▶ [Task to complete] Please write the listing below out again exactly, leaving every picture behind.

▶ [Raw data]
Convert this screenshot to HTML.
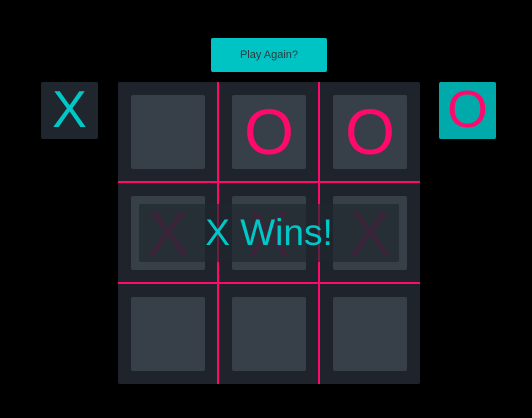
<!DOCTYPE html>
<html><head><style>
*{margin:0;padding:0;box-sizing:border-box}
body{width:532px;height:418px;background:#000;position:relative;overflow:hidden;font-family:"Liberation Sans",sans-serif}
.abs{position:absolute}
.btn{left:211px;top:38px;width:116px;height:34px;background:#00c4c4;border-radius:2px;color:#2a3a40;font-size:11px;text-align:center;line-height:34px}
.side{top:82px;width:57px;height:57px;border-radius:2px;text-align:center;font-size:52px;line-height:57px}
.board{left:118px;top:82px;width:302px;height:302px;background:#1f232b;border-radius:2px}
.cell{width:74px;height:74px;background:#373f48;border-radius:2px;text-align:center;line-height:74px;font-size:64px}
.vl{width:2px;height:302px;top:82px;background:#ff0a6c}
.hl{height:2px;width:302px;left:118px;background:#ff0a6c}
</style></head><body>
<div class="abs btn">Play Again?</div>
<div class="abs side" style="left:41px;background:#1f262d;color:#00c8c8">X</div>
<div class="abs side" style="left:439px;background:#00aaaa;color:#ff0a6c">O</div>
<div class="abs board"></div>
<div class="abs cell" style="left:131px;top:95px"></div>
<div class="abs cell" style="left:232px;top:95px;color:#ff0a6c">O</div>
<div class="abs cell" style="left:333px;top:95px;color:#ff0a6c">O</div>
<div class="abs cell" style="left:131px;top:196px;color:#6a2050">X</div>
<div class="abs cell" style="left:232px;top:196px;color:#6a2050">X</div>
<div class="abs cell" style="left:333px;top:196px;color:#6a2050">X</div>
<div class="abs cell" style="left:131px;top:297px"></div>
<div class="abs cell" style="left:232px;top:297px"></div>
<div class="abs cell" style="left:333px;top:297px"></div>
<div class="abs vl" style="left:217px"></div>
<div class="abs vl" style="left:318px"></div>
<div class="abs hl" style="top:181px"></div>
<div class="abs hl" style="top:282px"></div>
<div class="abs" style="left:139px;top:204px;width:260px;height:58px;background:rgba(31,38,45,0.65);border-radius:2px;color:#00c8c8;font-size:37px;text-align:center;line-height:58px">X Wins!</div>
</body></html>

▶ [Task answer]
Convert this screenshot to HTML.
<!DOCTYPE html>
<html><head><style>
*{margin:0;padding:0;box-sizing:border-box}
body{width:532px;height:418px;background:#000;position:relative;overflow:hidden;font-family:"Liberation Sans",sans-serif}
.abs{position:absolute}
.btn{left:211px;top:38px;width:116px;height:34px;background:#00c4c4;border-radius:2px;color:#2a3a40;font-size:11px;text-align:center;line-height:34px}
.side{top:82px;width:57px;height:57px;border-radius:2px;text-align:center;font-size:52px;line-height:57px}
.board{left:118px;top:82px;width:302px;height:302px;background:#1f232b;border-radius:2px}
.cell{width:74px;height:74px;background:#373f48;border-radius:2px;text-align:center;line-height:74px;font-size:64px}
.vl{width:2px;height:302px;top:82px;background:#ff0a6c}
.hl{height:2px;width:302px;left:118px;background:#ff0a6c}
</style></head><body>
<div class="abs btn">Play Again?</div>
<div class="abs side" style="left:41px;background:#1f262d;color:#00c8c8">X</div>
<div class="abs side" style="left:439px;background:#00aaaa;color:#ff0a6c">O</div>
<div class="abs board"></div>
<div class="abs cell" style="left:131px;top:95px"></div>
<div class="abs cell" style="left:232px;top:95px;color:#ff0a6c">O</div>
<div class="abs cell" style="left:333px;top:95px;color:#ff0a6c">O</div>
<div class="abs cell" style="left:131px;top:196px;color:#6a2050">X</div>
<div class="abs cell" style="left:232px;top:196px;color:#6a2050">X</div>
<div class="abs cell" style="left:333px;top:196px;color:#6a2050">X</div>
<div class="abs cell" style="left:131px;top:297px"></div>
<div class="abs cell" style="left:232px;top:297px"></div>
<div class="abs cell" style="left:333px;top:297px"></div>
<div class="abs vl" style="left:217px"></div>
<div class="abs vl" style="left:318px"></div>
<div class="abs hl" style="top:181px"></div>
<div class="abs hl" style="top:282px"></div>
<div class="abs" style="left:139px;top:204px;width:260px;height:58px;background:rgba(31,38,45,0.65);border-radius:2px;color:#00c8c8;font-size:37px;text-align:center;line-height:58px">X Wins!</div>
</body></html>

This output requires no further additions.